Grammar and spelling are good. I only spotted one typographical error, "posterier" on page 131, and very few awkward sentences.
This is a US-centered book, since it refers to the "standard deck" of playing cards on page 36 as the US deck; other places like Germany have different suits. The book also uses "heads" and "tails" for coins, while other countries such as Mexico use different terms. I wouldn't call this a major problem, however; the pictures and diagrams make the coins and cards pretty clear. There aren't many examples involving people, so there's little scope for ethnicities and backgrounds.
On Brian Blais's webpage for the book, referenced only in Appendix A for some reason, he claims that this book is targeted to the typical Statistics 101 college student. It is NOT. Typical college students need much more support than what this book offers - better structure, better scaffolding, more worked examples, support for computing. What percentage of all college students would pick up Python given the contents presented here? My prior estimate would be 5%. Maybe students at Bryant university, where Pre-Calculus is the lowest math course offered, have a higher Python rate, but the bottom 20% of my students at Oklahoma State struggle with order of operations and using the combinations formula. They would need massive support, and Oklahoma State enrolls above-average college students. This book does not have massive support - or much at all.

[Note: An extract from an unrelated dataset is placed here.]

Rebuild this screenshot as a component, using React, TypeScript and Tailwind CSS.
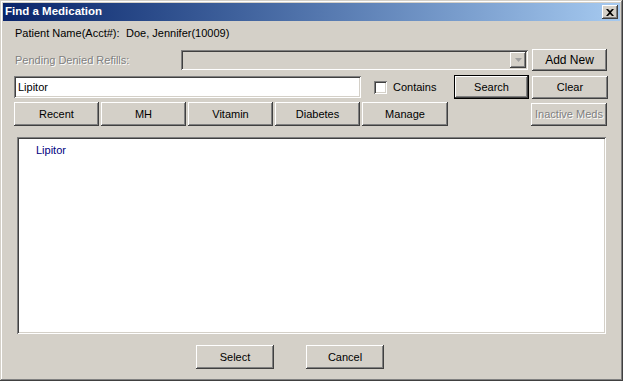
import React from "react";

const raised =
  "bg-[#d4d0c8] shadow-[inset_-1px_-1px_#404040,inset_1px_1px_#ffffff,inset_-2px_-2px_#808080,inset_2px_2px_#d4d0c8]";
const sunken =
  "bg-white shadow-[inset_1px_1px_#808080,inset_-1px_-1px_#ffffff,inset_2px_2px_#404040,inset_-2px_-2px_#d4d0c8]";

function Btn({
  children,
  className = "",
  disabled = false,
}: {
  children: React.ReactNode;
  className?: string;
  disabled?: boolean;
}) {
  return (
    <div
      className={`${raised} shrink-0 whitespace-nowrap flex items-center justify-center ${
        disabled ? "text-[#808080] [text-shadow:1px_1px_#ffffff]" : "text-black"
      } ${className}`}
    >
      {children}
    </div>
  );
}

export default function App() {
  return (
    <div
      className="w-[623px] h-[381px] bg-[#d4d0c8] flex flex-col p-[3px] shadow-[inset_-1px_-1px_#404040,inset_1px_1px_#d4d0c8,inset_-2px_-2px_#808080,inset_2px_2px_#ffffff]"
      style={{ fontFamily: '"Liberation Sans", Arial, sans-serif' }}
    >
      {/* Title bar */}
      <div className="h-[18px] shrink-0 flex items-center justify-between pl-[2px] pr-[2px] bg-gradient-to-r from-[#0a246a] to-[#a6caf0]">
        <span className="text-white font-bold text-[11.5px]">Find a Medication</span>
        <div className={`${raised} w-[16px] h-[14px] flex items-center justify-center`}>
          <svg width="8" height="7" viewBox="0 0 8 7">
            <path d="M0 0h2l2 2 2-2h2L5 3.5 8 7H6L4 5 2 7H0l3-3.5z" fill="#000" />
          </svg>
        </div>
      </div>

      <div className="flex flex-col pl-[11px] pr-[14px] text-[11px] whitespace-nowrap">
        {/* Patient */}
        <div className="flex items-center h-[22px] mt-[1px] text-black">
          <span className="ml-[1px] w-[111px] shrink-0">Patient Name(Acct#):</span>
          <span>Doe, Jennifer(10009)</span>
        </div>

        {/* Pending refills */}
        <div className="flex items-center mt-[5px] h-[22px]">
          <span className="ml-[1px] w-[166px] shrink-0 text-[#808080] [text-shadow:1px_1px_#ffffff]">
            Pending Denied Refills:
          </span>
          <div className="w-[347px] shrink-0 h-[20px] bg-[#d4d0c8] flex justify-end items-center pr-[2px] shadow-[inset_1px_1px_#808080,inset_-1px_-1px_#ffffff,inset_2px_2px_#404040,inset_-2px_-2px_#d4d0c8]">
            <div className={`${raised} w-[16px] h-[16px] flex items-center justify-center`}>
              <svg width="7" height="4" viewBox="0 0 7 4">
                <path d="M0 0h7L3.5 4z" fill="#a0a0a0" />
              </svg>
            </div>
          </div>
          <Btn className="ml-[4px] w-[75px] h-[22px] text-[12px]">Add New</Btn>
        </div>

        {/* Search row */}
        <div className="flex items-center mt-[4px] h-[24px]">
          <div className={`${sunken} shrink-0 w-[347px] h-[22px] flex items-center pl-[4px]`}>
            Lipitor
          </div>
          <div className={`${sunken} shrink-0 ml-[13px] w-[13px] h-[13px]`} />
          <span className="ml-[6px] w-[55px] shrink-0">Contains</span>
          <div className="ml-[6px] shrink-0 w-[75px] h-[24px] border border-black flex">
            <Btn className="flex-1">Search</Btn>
          </div>
          <Btn className="ml-[3px] w-[76px] h-[23px]">Clear</Btn>
        </div>

        {/* Category buttons */}
        <div className="flex items-center mt-[3px] h-[24px] gap-[2px]">
          <Btn className="w-[85px] h-[24px]">Recent</Btn>
          <Btn className="w-[85px] h-[24px]">MH</Btn>
          <Btn className="w-[85px] h-[24px]">Vitamin</Btn>
          <Btn className="w-[85px] h-[24px]">Diabetes</Btn>
          <Btn className="w-[86px] h-[24px]">Manage</Btn>
          <Btn disabled className="ml-[81px] w-[76px] h-[23px]">
            Inactive Meds
          </Btn>
        </div>

        {/* List */}
        <div className={`${sunken} shrink-0 ml-[3px] mt-[11px] w-[589px] h-[197px] pt-[5px] pl-[19px]`}>
          <span className="text-[#000080]">Lipitor</span>
        </div>

        {/* Bottom */}
        <div className="flex mt-[11px]">
          <Btn className="ml-[182px] w-[78px] h-[24px]">Select</Btn>
          <Btn className="ml-[32px] w-[78px] h-[24px]">Cancel</Btn>
        </div>
      </div>
    </div>
  );
}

This makes me sad, because I've argued that we should teach hypothesis testing through credible intervals because I think students will understand the logic better than the frequentist philosophical approach. In 2014, I wrote a guest blog post [http://www.culturalcognition.net/blog/2014/9/5/teaching-how-to-teach-bayess-theorem-covariance-recognition.html] on teaching Bayes' Rule. I would value a thorough book that might work for truly typical students, but for the students in my everyone, this won't work.